Occupational health is not marketed as well as it should be, that much is clear. We need to get the message across that occupational health nowadays is much more than just screening and surveillance.
Physicians often discuss three tiers of occupational health practice. The first is around surveillance and screening, which are value-for-money activities, allowing employers to be legally compliant.
The next level is the value-added activities that actually save money, such as dealing with people who are on sickness absence. Employers can reduce unnecessary absence by ensuring that staff get back to work earlier than they would have done otherwise. The value of this can be easily measured in terms of reduction in overtime or having to use agency cover, as well as other measurable elements in terms of the cost to the business.
A situation which is harder to measure, but increasingly prominent, is the problem of presenteeism.
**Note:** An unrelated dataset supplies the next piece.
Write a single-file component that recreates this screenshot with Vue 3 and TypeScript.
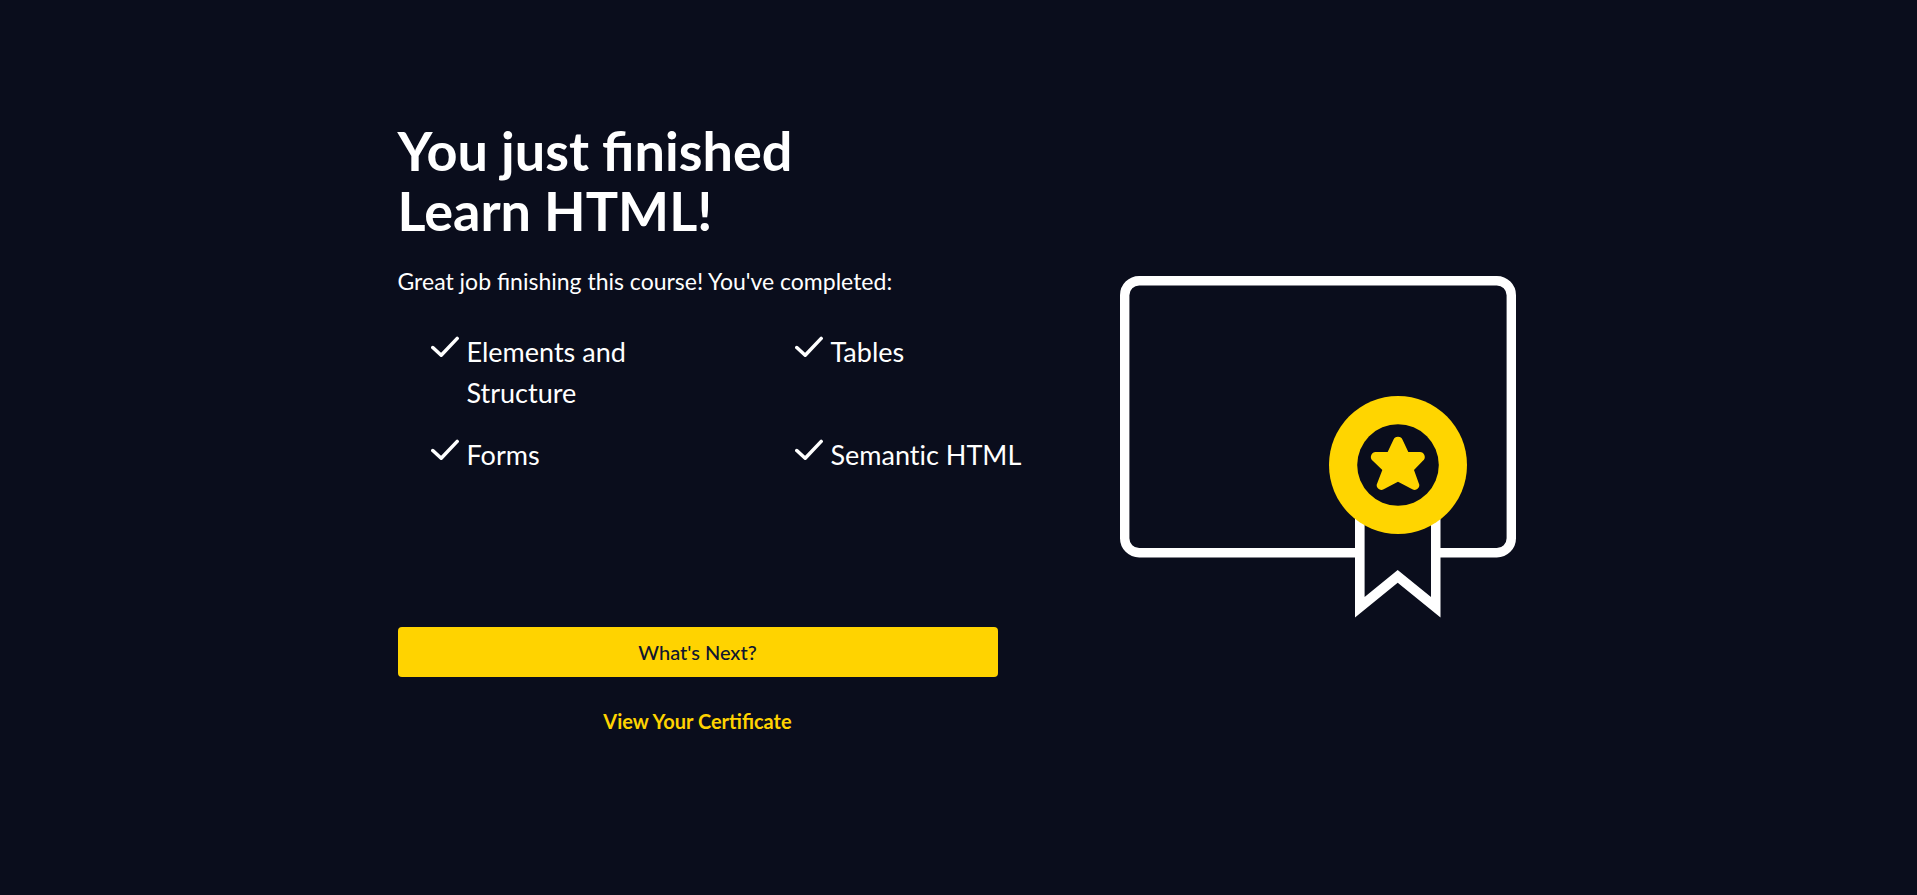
<script setup lang="ts">
const topics: string[] = ['Elements and Structure', 'Tables', 'Forms', 'Semantic HTML']
</script>

<template>
  <main class="page">
    <section class="summary">
      <h1 class="title">You just finished<br />Learn HTML!</h1>
      <p class="lead">Great job finishing this course! You've completed:</p>
      <ul class="topics">
        <li v-for="topic in topics" :key="topic" class="topic">
          <svg class="check" viewBox="0 0 28 22" aria-hidden="true">
            <path d="M1.8 11.5L10.2 19.2L26.2 2.4" />
          </svg>
          <span>{{ topic }}</span>
        </li>
      </ul>
      <div class="actions">
        <button type="button" class="next">What's Next?</button>
        <a href="#certificate" class="certificate-link">View Your Certificate</a>
      </div>
    </section>

    <svg class="certificate" viewBox="0 0 396 342" role="img" aria-label="Certificate">
      <rect class="frame" x="4.7" y="4.7" width="386.6" height="272" rx="14.5" />
      <path class="ribbon-back" d="M235 170H320.5V341.5L277.7 306.7L235 341.5Z" />
      <path class="ribbon-front" d="M244.6 170H311V321L277.7 294L244.6 321Z" />
      <circle class="gold" cx="278" cy="189" r="69" />
      <circle class="hole" cx="278" cy="189" r="40.8" />
      <path
        class="gold"
        transform="translate(180 104) scale(0.3333)"
        d="M263 216L280 180A15 15 0 0 1 308 180L325 216H357A15 15 0 0 1 368 243L342 270L356 309A14 14 0 0 1 337 328L294 305L251 328A14 14 0 0 1 232 309L247 270L219 243A15 15 0 0 1 230 216Z"
      />
    </svg>
  </main>
</template>

<style>
body {
  margin: 0;
  background: #0a0d1c;
}
</style>

<style scoped>
.page {
  box-sizing: border-box;
  display: flex;
  justify-content: center;
  gap: 122px;
  min-height: 100vh;
  padding: 121px 26px 0 22px;
  background: #0a0d1c;
  color: #fff;
  font-family: Lato, "Liberation Sans", sans-serif;
}

.summary {
  flex: 0 1 600px;
}

.title {
  margin: 0;
  font-size: 54px;
  line-height: 60px;
  font-weight: 700;
}

.lead {
  margin: 22px 0 0;
  font-size: 23px;
  line-height: 36px;
}

.topics {
  display: grid;
  grid-template-columns: 1fr 1fr;
  gap: 21px 128px;
  margin: 32px -33px 0 33px;
  padding: 0;
  list-style: none;
  font-size: 27px;
  line-height: 41px;
  font-variant-ligatures: none;
}

.topic {
  display: flex;
  align-items: flex-start;
  gap: 8px;
}

.check {
  flex: none;
  width: 28px;
  height: 22px;
  margin-top: 5px;
  fill: none;
  stroke: #fff;
  stroke-width: 3.5;
  stroke-linecap: round;
  stroke-linejoin: round;
}

.actions {
  display: flex;
  flex-direction: column;
  align-items: center;
  gap: 30px;
  margin-top: 152px;
}

.next {
  width: 100%;
  height: 50px;
  padding: 0;
  border: 0;
  border-radius: 4px;
  background: #ffd300;
  color: #10162f;
  font: 500 20px Lato, "Liberation Sans", sans-serif;
  cursor: pointer;
}

.certificate-link {
  color: #ffd300;
  font-size: 20px;
  line-height: 28px;
  font-weight: 700;
  text-decoration: none;
}

.certificate {
  flex: 0 1 396px;
  height: 342px;
  margin-top: 155px;
}

.frame {
  fill: none;
  stroke: #fff;
  stroke-width: 9.4;
}

.ribbon-back {
  fill: #fff;
}

.ribbon-front,
.hole {
  fill: #0a0d1c;
}

.gold {
  fill: #ffd500;
}
</style>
This is difficult to quantify, but employers should look at the people that are under-performing at work. Now, more than it ever used to be, this is because they have a chronic health condition and they have not been treated, either fully or at all. Having an occupational health assessment identifies things that can be done to help, improving performance and reducing sickness absence.
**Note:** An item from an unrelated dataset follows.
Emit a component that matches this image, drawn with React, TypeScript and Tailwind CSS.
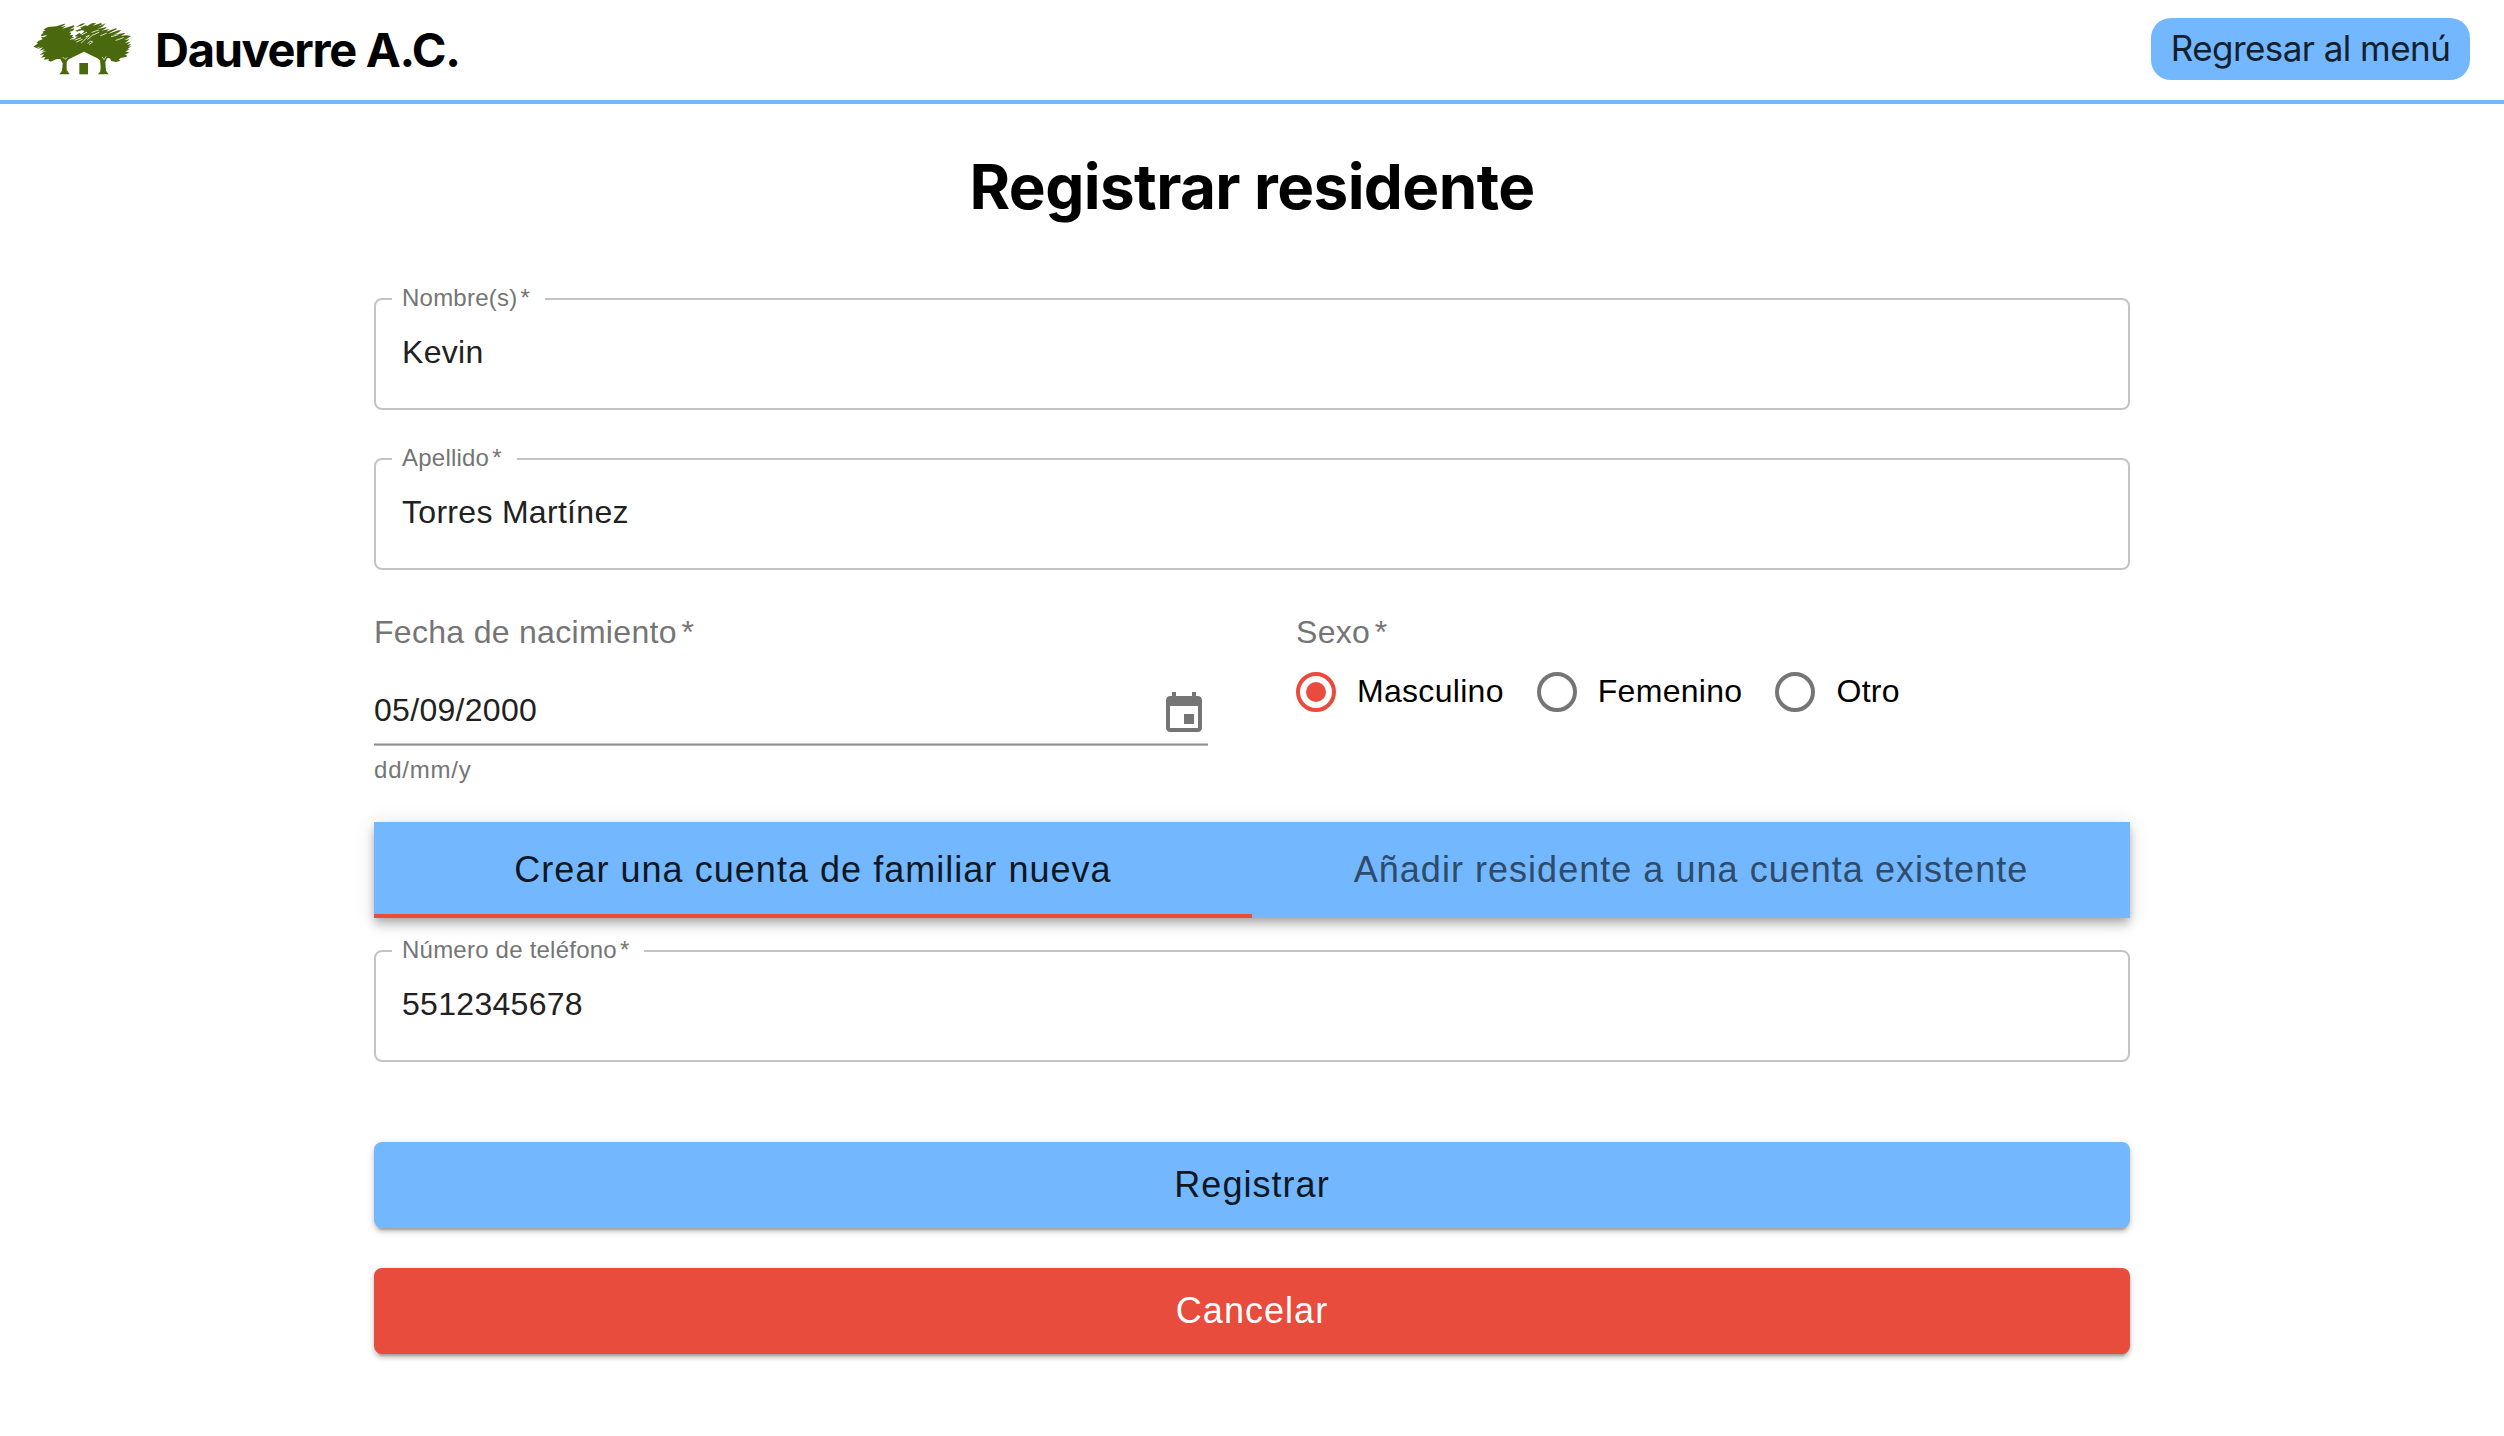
import React from "react";

function Logo() {
  return (
    <svg viewBox="0 0 345 210" className="h-[70px] w-[115px]" aria-label="Dauverre">
      <g fill="#4a680e">
        <path d="M28 98L43 88L37 88L44 80L56 76L51 70L62 69L70 63L51 67L53 60L59 57L55 54L64 49L59 46L72 39L97 37L121 29L124 31L110 39L125 36L115 44L133 39L150 34L151 38L136 47L150 43L149 49L135 55L142 56L138 64L147 63L144 70L151 68L145 78L157 71L153 65L166 57L172 61L182 51L174 49L160 52L173 43L168 41L184 34L190 36L203 28L217 27L207 35L231 27L234 31L219 39L246 28L235 38L222 45L248 39L244 44L232 50L256 45L247 53L263 47L276 43L279 45L260 55L252 60L283 49L292 49L282 56L268 62L288 59L304 56L300 61L290 66L306 64L321 66L311 73L301 78L317 76L310 82L302 87L320 83L309 92L321 90L313 98L322 96L310 106L317 105L304 113L316 114L307 121L300 122L308 123L308 128L290 132L284 137L290 140L276 144L262 141L258 133L249 133L244 144L246 170L254 181L222 181L229 172L230 158L228 139L220 133L180 113L134 136L128 144L128 168L137 181L106 181L114 170L116 148L109 135L96 136L80 143L72 139L76 135L59 137L65 128L51 131L61 121L47 122L59 114L69 110L53 113L63 105L46 110L57 100L37 106L51 97L38 102Z" />
        <path d="M155 40L172 29L184 27L176 34Z" />
        <path d="M154 50L168 45L174 44L160 53Z" />
        <path d="M166 147H192V181H166Z" />
      </g>
      <g stroke="#fff" strokeWidth="2.4" strokeLinecap="round" fill="none">
        <path d="M140 76L159 68M153 78L170 72M158 84L175 76M174 62L188 55M172 87L196 64L186 68M191 76L205 64L225 55M204 55L224 48M196 91L206 84L200 81M192 88L198 82M230 65L247 58M262 68L282 62M276 79L298 71" />
        <path d="M117 130L123 136L130 131M235 130L240 137L246 128" strokeWidth="2" />
      </g>
    </svg>
  );
}

function RequiredMark() {
  return <span className="-ml-0.5">{"\u2009*"}</span>;
}

type FieldProps = { label: string; value: string; className?: string };

function OutlinedField({ label, value, className = "" }: FieldProps) {
  return (
    <fieldset className={`h-[123px] rounded-lg border-2 border-[#c4c4c4] ${className}`}>
      <legend className="ml-4 h-6 pl-2.5 pr-[15px] text-2xl leading-[22px] tracking-[0.225px] text-[#757575]">
        {label}
        <RequiredMark />
      </legend>
      <div className="ml-[26px] mt-[21px] h-10 text-[32px] leading-10 tracking-[0.3px] text-[#212121]">{value}</div>
    </fieldset>
  );
}

function Radio({ label, checked = false, className = "" }: { label: string; checked?: boolean; className?: string }) {
  return (
    <label className={`flex h-12 items-center ${className}`}>
      <svg viewBox="0 0 24 24" className={checked ? "size-12 text-[#e84c3d]" : "size-12 text-[#757575]"}>
        <circle cx="12" cy="12" r="9" fill="none" stroke="currentColor" strokeWidth="2" />
        {checked && <circle cx="12" cy="12" r="5" fill="currentColor" />}
      </svg>
      <span className="mb-0.5 ml-[17px] text-[32px] leading-10 tracking-[0.3px] text-black">{label}</span>
    </label>
  );
}

const buttonClass =
  "flex h-[86px] w-full items-center justify-center rounded-lg text-4xl tracking-[1.03px] shadow-[0_6px_2px_-4px_rgba(0,0,0,0.2),0_4px_4px_0_rgba(0,0,0,0.14),0_2px_10px_0_rgba(0,0,0,0.12)]";

export default function App() {
  return (
    <div className="h-[1436px] w-[2504px] overflow-hidden bg-white font-['Liberation_Sans',Arial,sans-serif]">
      <header className="flex h-[104px] items-center justify-between border-b-4 border-[#73b7ff] pb-0.5 pl-6 pr-[34px] font-['Inter',sans-serif]">
        <div className="flex items-center">
          <Logo />
          <span className="ml-4 text-[47px] font-bold leading-none tracking-[-1.3px] text-black">Dauverre A.C.</span>
        </div>
        <button className="flex h-[62px] w-[319px] items-center justify-center whitespace-nowrap rounded-[20px] bg-[#73b7ff] pb-0.5 text-[35px] tracking-[-0.55px] text-[#14202c]">
          Regresar al menú
        </button>
      </header>

      <main className="mx-auto w-[1756px]">
        <h1 className="mt-[43px] whitespace-nowrap text-center font-['Inter',sans-serif] text-[62px] font-bold leading-[80px] tracking-[-0.6px] text-black">
          Registrar residente
        </h1>

        <OutlinedField label="Nombre(s)" value="Kevin" className="mt-[60px]" />
        <OutlinedField label="Apellido" value="Torres Martínez" className="mt-[37px]" />

        <div className="mt-[46px] flex justify-between">
          <div className="w-[834px]">
            <div className="h-8 text-[32px] leading-8 tracking-[0.3px] text-[#757575]">
              Fecha de nacimiento
              <RequiredMark />
            </div>
            <div className="mt-[42px] flex h-[53px] items-start justify-between">
              <span className="text-[32px] leading-[41px] tracking-[0.3px] text-[#212121]">05/09/2000</span>
              <svg viewBox="0 0 24 24" className="size-12" fill="#757575">
                <path d="M17 12h-5v5h5v-5zM16 1v2H8V1H6v2H5c-1.11 0-1.99.9-1.99 2L3 19c0 1.1.89 2 2 2h14c1.1 0 2-.9 2-2V5c0-1.1-.9-2-2-2h-1V1h-2zm3 18H5V8h14v11z" />
              </svg>
            </div>
            <div className="h-[3px] border-b border-t border-b-[#b8b8b8] border-t-[#c8c8c8] bg-[#8f8f8f]" />
            <div className="mt-3 h-6 text-2xl leading-6 tracking-[0.8px] text-[#757575]">dd/mm/y</div>
          </div>
          <div className="w-[838px]">
            <div className="ml-1 h-8 text-[32px] leading-8 tracking-[0.3px] text-[#757575]">
              Sexo
              <RequiredMark />
            </div>
            <div className="mt-5 flex">
              <Radio label="Masculino" checked />
              <Radio label="Femenino" className="ml-[29px]" />
              <Radio label="Otro" className="ml-[29px]" />
            </div>
          </div>
        </div>

        <div className="mt-10 grid h-24 grid-cols-2 bg-[#73b7ff] text-4xl tracking-[1.03px] shadow-[0_4px_8px_-2px_rgba(0,0,0,0.2),0_8px_10px_0_rgba(0,0,0,0.14),0_2px_20px_0_rgba(0,0,0,0.12)]">
          <button className="border-b-4 border-[#e84c3d] pt-1 text-[#0f1822]">Crear una cuenta de familiar nueva</button>
          <button className="text-[#2e4b69]">Añadir residente a una cuenta existente</button>
        </div>

        <OutlinedField label="Número de teléfono" value="5512345678" className="mt-[21px]" />

        <div className="mt-20 flex flex-col gap-10">
          <button className={`${buttonClass} bg-[#73b7ff] text-[#0f1822]`}>Registrar</button>
          <button className={`${buttonClass} bg-[#e84c3d] text-white`}>Cancelar</button>
        </div>
      </main>
    </div>
  );
}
The third level is to look at value-creating activities; that is, aligning occupational health with business objectives. One key activity in this area is training line managers to recognise employees suffering with stress. Identifying this early can help deal with issues before employees either go off work or leave the business entirely.
Added to that value-creating element is the whole agenda of health promotion and wellbeing. That bit is less tangible, but it can be measured in terms of employee satisfaction surveys, and what people think about the organisation they work for.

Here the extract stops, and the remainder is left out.